We need to create collaborative networks of influencers and collaborators, way outside of who we would generally see as specialists in our kind of industry. Here the strength truly lies in diversity.
We need to use iconic brand examples in any industry - and the change in other industries - as examples of what can be done. We need to unpack their value proposition components and speculate why they worked. We need to ask others about these changes and talk to people outside of our company and industry. We need to read and listen to issues and trends way outside of our own definition of "relevance". In short, we need to break out of our own industry constraints.
To ensure our own company internally changes to be open, adaptive, collaborative. If this does not start at the top, it is unlikely to ever work. If we remain autocratic, this can never happen.
Most companies in most industries go through phases, after the initial benefits of high growth, where autocratic management often works well, as industries change, collaborative management styles have to be central in how we manage.
To accept that uncertainty is now more certain than certainty in our company. To develop the aptitude and competence to deal with dichotomy, opposing views and scenarios. To use that to "acid test", talk through, argue and debate.
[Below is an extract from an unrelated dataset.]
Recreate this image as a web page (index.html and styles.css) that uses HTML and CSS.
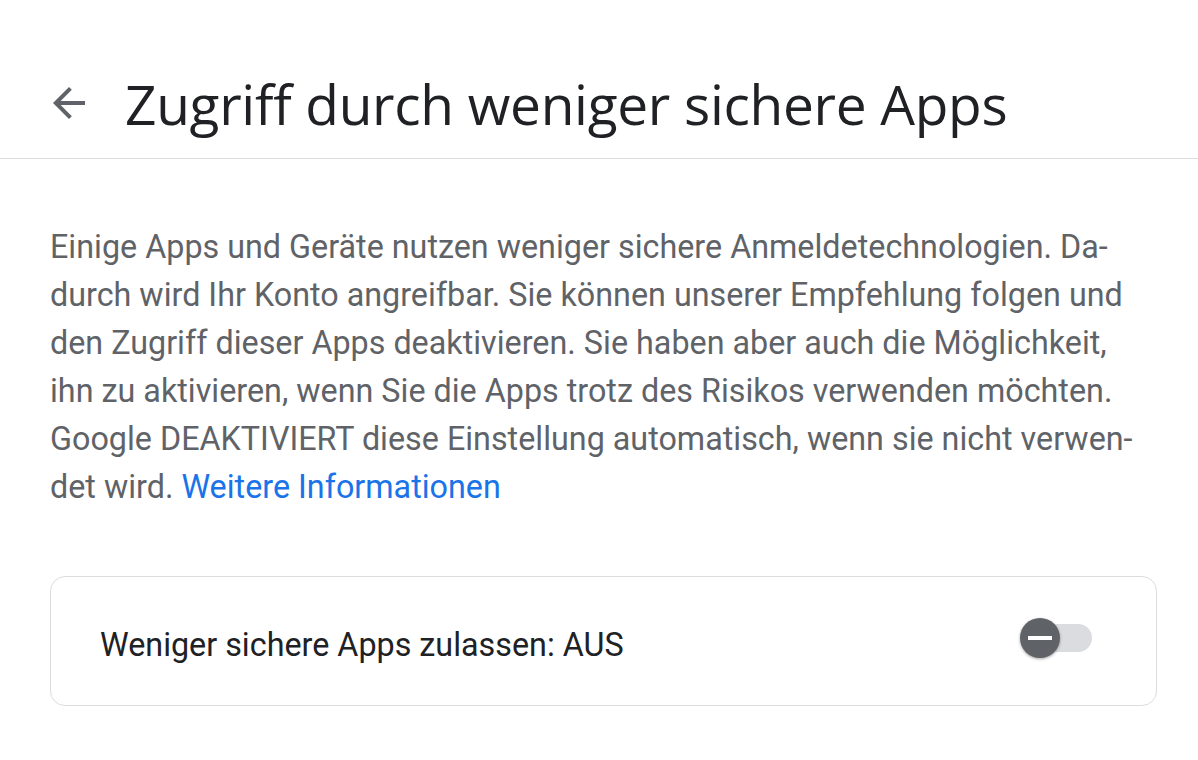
FILE: index.html
```html
<!DOCTYPE html>
<html lang="de">
<head>
    <meta charset="UTF-8">
    <meta name="viewport" content="width=device-width, initial-scale=1.0">
    <title>Zugriff durch weniger sichere Apps</title>
    <link rel="stylesheet" href="styles.css">
</head>
<body>
    <header class="header">
        <a class="back" href="#" aria-label="Zurück">
            <svg viewBox="0 0 24 24" width="48" height="48"><path d="M20 11H7.83l5.59-5.59L12 4l-8 8 8 8 1.41-1.41L7.83 13H20v-2z"/></svg>
        </a>
        <h1>Zugriff durch weniger sichere Apps</h1>
    </header>

    <main class="content">
        <p class="intro">Einige Apps und Geräte nutzen weniger sichere Anmeldetechnologien. Da-<br>durch wird Ihr Konto angreifbar. Sie können unserer Empfehlung folgen und<br>den Zugriff dieser Apps deaktivieren. Sie haben aber auch die Möglichkeit,<br>ihn zu aktivieren, wenn Sie die Apps trotz des Risikos verwenden möchten.<br>Google DEAKTIVIERT diese Einstellung automatisch, wenn sie nicht verwen-<br>det wird. <a href="#">Weitere Informationen</a></p>

        <div class="card">
            <span class="card-label">Weniger sichere Apps zulassen: AUS</span>
            <div class="switch">
                <span class="track"></span>
                <span class="knob"></span>
            </div>
        </div>
    </main>
</body>
</html>
```

FILE: styles.css
```css
body {
    margin: 0;
    background: #fff;
    font-family: Roboto, Arial, sans-serif;
    color: #202124;
}

/* Header */
.header {
    display: flex;
    align-items: center;
    height: 110px;
    padding-top: 48px;
    border-bottom: 1px solid #dadce0;
    box-sizing: content-box;
}

.back {
    display: flex;
    margin-left: 45px;
    margin-right: 32px;
    fill: #5f6368;
}

h1 {
    margin: 0;
    font-family: "Open Sans", sans-serif;
    font-weight: 400;
    font-size: 55px;
    color: #202124;
    letter-spacing: -0.3px;
}

/* Content */
.content {
    padding: 0 41px 0 50px;
}

.intro {
    margin: 64px 0 0;
    font-size: 32.3px;
    line-height: 48px;
    color: #5f6368;
    white-space: nowrap;
}

.intro a {
    color: #1a73e8;
    text-decoration: none;
}

.card {
    display: flex;
    align-items: center;
    justify-content: space-between;
    margin-top: 65px;
    height: 128px;
    padding: 0 64px 0 49px;
    border: 1px solid #dadce0;
    border-radius: 15px;
}

.card-label {
    font-size: 32.3px;
    color: #202124;
    padding-top: 8px;
}

.switch {
    position: relative;
    width: 72px;
    height: 40px;
    margin-bottom: 6px;
    display: flex;
    align-items: center;
    justify-content: flex-end;
}

.track {
    width: 66px;
    height: 28px;
    border-radius: 14px;
    background: #dadce0;
}

.knob {
    position: absolute;
    left: 0;
    top: 0;
    width: 40px;
    height: 40px;
    border-radius: 50%;
    background: #5f6368;
    box-shadow: 0 1px 3px rgba(0, 0, 0, 0.35);
}

.knob::after {
    content: "";
    position: absolute;
    left: 8px;
    top: 18px;
    width: 24px;
    height: 4px;
    background: #fff;
}
```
To create a complimentary, collaborative culture, one that is open to new ideas. To attract staff that can deal with this.
To employ rebels as staff members and to create the ability to deal with them. To employ people for their attitude, more than for their skills base and experience.
To most importantly, accept that the future can at best be facilitated by us as companies, we can no longer own the solution to everything. That we have already lost control of the future, that our security now lies in how we deal with this and stay ahead in our ability to deal with it. Our security now becomes outer-directed. Yet, once we have done it, everything seems easier.